5) Rate limits and friction

What it is: slow down posting, add prompts, or require verification.

Strengths:

  • Reduces abuse spikes
  • Lightweight and cheap to run

Tradeoffs:

  • Can hurt legitimate users
  • Doesn’t address harmful content directly

6) Community moderation

What it is: flagging, upvotes/downvotes, or community guidelines enforcement.

Strengths:

  • Leverages distributed human judgment
  • Scales with community size

Tradeoffs:

  • Vulnerable to brigading
  • Quality depends on community norms

Key tradeoffs to accept

  • Speed vs accuracy: instant removal increases false positives; slow review lets harm spread.
  • Transparency vs gaming: too much detail helps abusers evade detection.
  • Automation vs nuance: models scale, humans understand context.
  • Global consistency vs local context: what’s harmful varies by culture and law.

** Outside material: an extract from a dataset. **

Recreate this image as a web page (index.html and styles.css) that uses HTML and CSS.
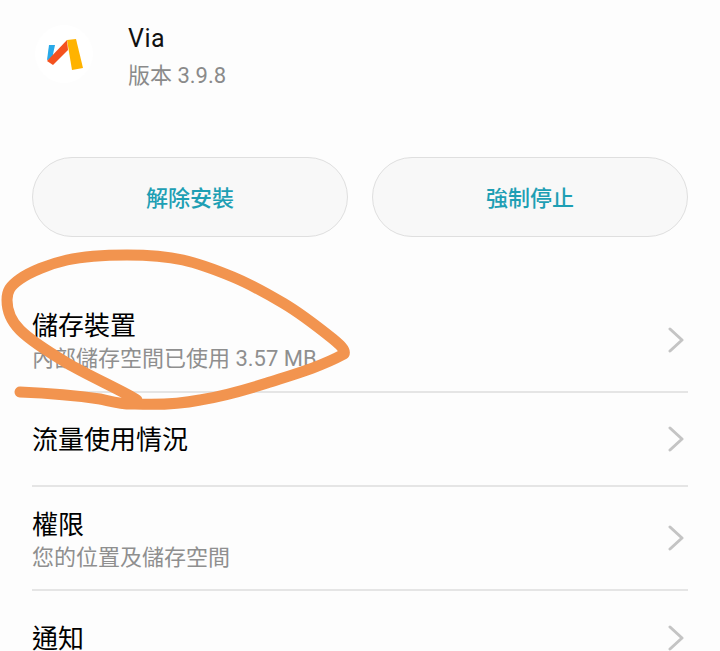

A practical moderation stack

A robust moderation system often looks like this:

  1. Pre‑upload checks: lightweight rules for obvious violations.
  2. Model scoring: assign risk scores and route high‑risk content to review.
  3. Human review: focus on ambiguous, high‑impact cases.
  4. Post‑publish monitoring: community flags, rate limits, and removal workflows.
  5. Appeals and audits: to improve fairness and trust.

Final thoughts

Moderation is never just a technical problem — it is a policy problem implemented by technology. The best systems are honest about tradeoffs and choose a combination that fits their product goals, legal obligations, and community values.

If you are building moderation tooling, start with clear policies, then build a layered system that balances speed, cost, and fairness.